What to do -
An exact reproduction of the records is required, with all images left out.

*-*-*

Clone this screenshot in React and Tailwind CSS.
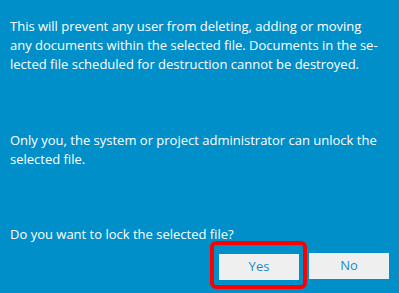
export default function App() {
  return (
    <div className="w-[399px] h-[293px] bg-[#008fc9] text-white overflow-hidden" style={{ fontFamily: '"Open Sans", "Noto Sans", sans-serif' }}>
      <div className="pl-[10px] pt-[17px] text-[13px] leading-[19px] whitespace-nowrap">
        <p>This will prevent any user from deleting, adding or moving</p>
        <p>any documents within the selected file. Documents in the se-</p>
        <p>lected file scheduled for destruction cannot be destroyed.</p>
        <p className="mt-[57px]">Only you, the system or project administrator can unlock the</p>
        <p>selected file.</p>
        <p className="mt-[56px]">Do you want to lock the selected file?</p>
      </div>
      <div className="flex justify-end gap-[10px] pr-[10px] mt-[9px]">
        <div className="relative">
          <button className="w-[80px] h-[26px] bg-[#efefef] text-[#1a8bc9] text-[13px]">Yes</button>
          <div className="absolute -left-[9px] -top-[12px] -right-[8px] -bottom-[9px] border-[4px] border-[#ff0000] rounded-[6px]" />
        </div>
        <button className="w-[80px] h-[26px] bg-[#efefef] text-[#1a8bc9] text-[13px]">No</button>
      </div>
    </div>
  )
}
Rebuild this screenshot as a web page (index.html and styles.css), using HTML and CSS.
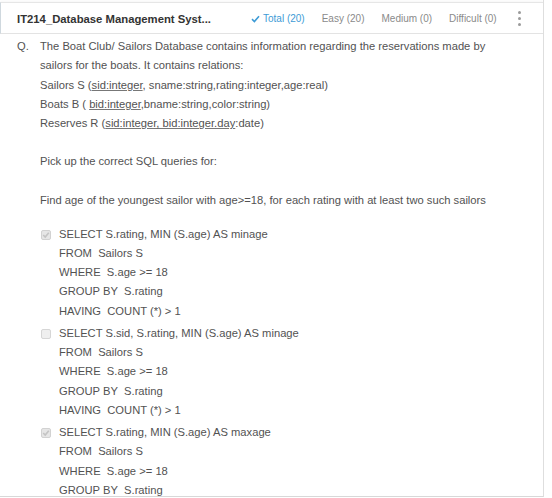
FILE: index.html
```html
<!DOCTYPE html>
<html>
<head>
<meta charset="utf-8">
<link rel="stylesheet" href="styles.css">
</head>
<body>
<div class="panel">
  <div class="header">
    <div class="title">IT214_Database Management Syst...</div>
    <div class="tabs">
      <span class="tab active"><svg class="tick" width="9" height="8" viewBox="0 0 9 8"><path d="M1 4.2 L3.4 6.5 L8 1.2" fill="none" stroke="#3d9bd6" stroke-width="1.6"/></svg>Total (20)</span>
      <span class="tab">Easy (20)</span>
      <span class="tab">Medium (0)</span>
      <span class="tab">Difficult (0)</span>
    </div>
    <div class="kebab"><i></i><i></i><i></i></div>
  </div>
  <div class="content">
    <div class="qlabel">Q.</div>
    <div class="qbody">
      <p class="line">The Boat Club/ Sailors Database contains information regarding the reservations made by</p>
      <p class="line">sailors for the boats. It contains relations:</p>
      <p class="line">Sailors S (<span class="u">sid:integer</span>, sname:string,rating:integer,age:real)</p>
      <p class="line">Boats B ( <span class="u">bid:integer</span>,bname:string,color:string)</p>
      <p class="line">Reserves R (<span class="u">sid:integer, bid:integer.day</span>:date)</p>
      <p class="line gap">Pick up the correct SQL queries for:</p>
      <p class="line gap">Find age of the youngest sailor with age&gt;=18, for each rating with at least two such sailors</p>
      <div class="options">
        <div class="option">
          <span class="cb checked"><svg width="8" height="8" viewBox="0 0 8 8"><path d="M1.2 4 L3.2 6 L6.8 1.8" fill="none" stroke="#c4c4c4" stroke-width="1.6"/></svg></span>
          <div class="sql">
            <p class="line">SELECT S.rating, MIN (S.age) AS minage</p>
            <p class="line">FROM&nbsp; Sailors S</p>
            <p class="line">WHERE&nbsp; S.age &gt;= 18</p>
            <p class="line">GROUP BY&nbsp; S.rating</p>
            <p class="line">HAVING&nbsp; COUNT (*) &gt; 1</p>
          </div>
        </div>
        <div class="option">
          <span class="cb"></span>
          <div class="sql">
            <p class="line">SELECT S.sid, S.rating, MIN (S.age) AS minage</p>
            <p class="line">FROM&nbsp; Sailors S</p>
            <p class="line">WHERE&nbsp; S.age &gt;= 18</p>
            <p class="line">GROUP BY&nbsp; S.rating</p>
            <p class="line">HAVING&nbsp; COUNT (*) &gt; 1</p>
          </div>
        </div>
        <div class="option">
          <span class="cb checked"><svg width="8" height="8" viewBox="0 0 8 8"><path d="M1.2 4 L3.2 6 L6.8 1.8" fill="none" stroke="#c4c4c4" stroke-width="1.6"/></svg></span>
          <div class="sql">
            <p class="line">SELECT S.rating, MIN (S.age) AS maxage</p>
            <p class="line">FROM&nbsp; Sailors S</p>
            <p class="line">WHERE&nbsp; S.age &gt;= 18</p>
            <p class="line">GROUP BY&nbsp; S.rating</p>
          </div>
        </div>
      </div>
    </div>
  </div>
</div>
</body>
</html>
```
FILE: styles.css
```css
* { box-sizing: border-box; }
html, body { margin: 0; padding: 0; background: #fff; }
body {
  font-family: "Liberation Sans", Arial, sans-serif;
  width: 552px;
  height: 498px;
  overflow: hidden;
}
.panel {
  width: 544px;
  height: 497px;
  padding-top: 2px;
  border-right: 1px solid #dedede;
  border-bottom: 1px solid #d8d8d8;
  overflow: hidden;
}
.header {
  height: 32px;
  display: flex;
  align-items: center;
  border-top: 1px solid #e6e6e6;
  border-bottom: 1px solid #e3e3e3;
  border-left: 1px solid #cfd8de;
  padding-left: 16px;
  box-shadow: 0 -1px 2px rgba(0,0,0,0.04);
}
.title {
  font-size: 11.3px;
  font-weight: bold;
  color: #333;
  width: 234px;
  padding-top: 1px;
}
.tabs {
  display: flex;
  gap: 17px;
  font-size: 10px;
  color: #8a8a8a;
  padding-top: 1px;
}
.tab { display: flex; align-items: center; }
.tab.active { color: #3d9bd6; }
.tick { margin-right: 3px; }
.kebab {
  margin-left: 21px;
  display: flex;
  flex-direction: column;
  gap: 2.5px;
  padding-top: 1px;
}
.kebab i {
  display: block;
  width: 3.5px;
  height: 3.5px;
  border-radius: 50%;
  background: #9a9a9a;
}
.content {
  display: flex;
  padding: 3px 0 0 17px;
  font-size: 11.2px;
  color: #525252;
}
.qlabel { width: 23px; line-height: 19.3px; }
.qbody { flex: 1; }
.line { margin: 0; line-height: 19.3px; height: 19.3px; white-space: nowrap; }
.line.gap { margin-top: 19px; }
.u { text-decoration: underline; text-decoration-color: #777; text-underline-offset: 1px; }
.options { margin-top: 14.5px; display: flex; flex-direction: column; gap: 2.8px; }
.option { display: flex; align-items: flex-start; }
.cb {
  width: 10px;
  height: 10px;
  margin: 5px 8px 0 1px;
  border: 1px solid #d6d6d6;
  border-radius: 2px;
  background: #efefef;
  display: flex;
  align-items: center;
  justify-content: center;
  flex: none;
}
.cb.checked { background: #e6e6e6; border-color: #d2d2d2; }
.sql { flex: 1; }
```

*-*-*

Task solution -
Clone this screenshot in React and Tailwind CSS.
export default function App() {
  return (
    <div className="w-[399px] h-[293px] bg-[#008fc9] text-white overflow-hidden" style={{ fontFamily: '"Open Sans", "Noto Sans", sans-serif' }}>
      <div className="pl-[10px] pt-[17px] text-[13px] leading-[19px] whitespace-nowrap">
        <p>This will prevent any user from deleting, adding or moving</p>
        <p>any documents within the selected file. Documents in the se-</p>
        <p>lected file scheduled for destruction cannot be destroyed.</p>
        <p className="mt-[57px]">Only you, the system or project administrator can unlock the</p>
        <p>selected file.</p>
        <p className="mt-[56px]">Do you want to lock the selected file?</p>
      </div>
      <div className="flex justify-end gap-[10px] pr-[10px] mt-[9px]">
        <div className="relative">
          <button className="w-[80px] h-[26px] bg-[#efefef] text-[#1a8bc9] text-[13px]">Yes</button>
          <div className="absolute -left-[9px] -top-[12px] -right-[8px] -bottom-[9px] border-[4px] border-[#ff0000] rounded-[6px]" />
        </div>
        <button className="w-[80px] h-[26px] bg-[#efefef] text-[#1a8bc9] text-[13px]">No</button>
      </div>
    </div>
  )
}
Rebuild this screenshot as a web page (index.html and styles.css), using HTML and CSS.
FILE: index.html
```html
<!DOCTYPE html>
<html>
<head>
<meta charset="utf-8">
<link rel="stylesheet" href="styles.css">
</head>
<body>
<div class="panel">
  <div class="header">
    <div class="title">IT214_Database Management Syst...</div>
    <div class="tabs">
      <span class="tab active"><svg class="tick" width="9" height="8" viewBox="0 0 9 8"><path d="M1 4.2 L3.4 6.5 L8 1.2" fill="none" stroke="#3d9bd6" stroke-width="1.6"/></svg>Total (20)</span>
      <span class="tab">Easy (20)</span>
      <span class="tab">Medium (0)</span>
      <span class="tab">Difficult (0)</span>
    </div>
    <div class="kebab"><i></i><i></i><i></i></div>
  </div>
  <div class="content">
    <div class="qlabel">Q.</div>
    <div class="qbody">
      <p class="line">The Boat Club/ Sailors Database contains information regarding the reservations made by</p>
      <p class="line">sailors for the boats. It contains relations:</p>
      <p class="line">Sailors S (<span class="u">sid:integer</span>, sname:string,rating:integer,age:real)</p>
      <p class="line">Boats B ( <span class="u">bid:integer</span>,bname:string,color:string)</p>
      <p class="line">Reserves R (<span class="u">sid:integer, bid:integer.day</span>:date)</p>
      <p class="line gap">Pick up the correct SQL queries for:</p>
      <p class="line gap">Find age of the youngest sailor with age&gt;=18, for each rating with at least two such sailors</p>
      <div class="options">
        <div class="option">
          <span class="cb checked"><svg width="8" height="8" viewBox="0 0 8 8"><path d="M1.2 4 L3.2 6 L6.8 1.8" fill="none" stroke="#c4c4c4" stroke-width="1.6"/></svg></span>
          <div class="sql">
            <p class="line">SELECT S.rating, MIN (S.age) AS minage</p>
            <p class="line">FROM&nbsp; Sailors S</p>
            <p class="line">WHERE&nbsp; S.age &gt;= 18</p>
            <p class="line">GROUP BY&nbsp; S.rating</p>
            <p class="line">HAVING&nbsp; COUNT (*) &gt; 1</p>
          </div>
        </div>
        <div class="option">
          <span class="cb"></span>
          <div class="sql">
            <p class="line">SELECT S.sid, S.rating, MIN (S.age) AS minage</p>
            <p class="line">FROM&nbsp; Sailors S</p>
            <p class="line">WHERE&nbsp; S.age &gt;= 18</p>
            <p class="line">GROUP BY&nbsp; S.rating</p>
            <p class="line">HAVING&nbsp; COUNT (*) &gt; 1</p>
          </div>
        </div>
        <div class="option">
          <span class="cb checked"><svg width="8" height="8" viewBox="0 0 8 8"><path d="M1.2 4 L3.2 6 L6.8 1.8" fill="none" stroke="#c4c4c4" stroke-width="1.6"/></svg></span>
          <div class="sql">
            <p class="line">SELECT S.rating, MIN (S.age) AS maxage</p>
            <p class="line">FROM&nbsp; Sailors S</p>
            <p class="line">WHERE&nbsp; S.age &gt;= 18</p>
            <p class="line">GROUP BY&nbsp; S.rating</p>
          </div>
        </div>
      </div>
    </div>
  </div>
</div>
</body>
</html>
```
FILE: styles.css
```css
* { box-sizing: border-box; }
html, body { margin: 0; padding: 0; background: #fff; }
body {
  font-family: "Liberation Sans", Arial, sans-serif;
  width: 552px;
  height: 498px;
  overflow: hidden;
}
.panel {
  width: 544px;
  height: 497px;
  padding-top: 2px;
  border-right: 1px solid #dedede;
  border-bottom: 1px solid #d8d8d8;
  overflow: hidden;
}
.header {
  height: 32px;
  display: flex;
  align-items: center;
  border-top: 1px solid #e6e6e6;
  border-bottom: 1px solid #e3e3e3;
  border-left: 1px solid #cfd8de;
  padding-left: 16px;
  box-shadow: 0 -1px 2px rgba(0,0,0,0.04);
}
.title {
  font-size: 11.3px;
  font-weight: bold;
  color: #333;
  width: 234px;
  padding-top: 1px;
}
.tabs {
  display: flex;
  gap: 17px;
  font-size: 10px;
  color: #8a8a8a;
  padding-top: 1px;
}
.tab { display: flex; align-items: center; }
.tab.active { color: #3d9bd6; }
.tick { margin-right: 3px; }
.kebab {
  margin-left: 21px;
  display: flex;
  flex-direction: column;
  gap: 2.5px;
  padding-top: 1px;
}
.kebab i {
  display: block;
  width: 3.5px;
  height: 3.5px;
  border-radius: 50%;
  background: #9a9a9a;
}
.content {
  display: flex;
  padding: 3px 0 0 17px;
  font-size: 11.2px;
  color: #525252;
}
.qlabel { width: 23px; line-height: 19.3px; }
.qbody { flex: 1; }
.line { margin: 0; line-height: 19.3px; height: 19.3px; white-space: nowrap; }
.line.gap { margin-top: 19px; }
.u { text-decoration: underline; text-decoration-color: #777; text-underline-offset: 1px; }
.options { margin-top: 14.5px; display: flex; flex-direction: column; gap: 2.8px; }
.option { display: flex; align-items: flex-start; }
.cb {
  width: 10px;
  height: 10px;
  margin: 5px 8px 0 1px;
  border: 1px solid #d6d6d6;
  border-radius: 2px;
  background: #efefef;
  display: flex;
  align-items: center;
  justify-content: center;
  flex: none;
}
.cb.checked { background: #e6e6e6; border-color: #d2d2d2; }
.sql { flex: 1; }
```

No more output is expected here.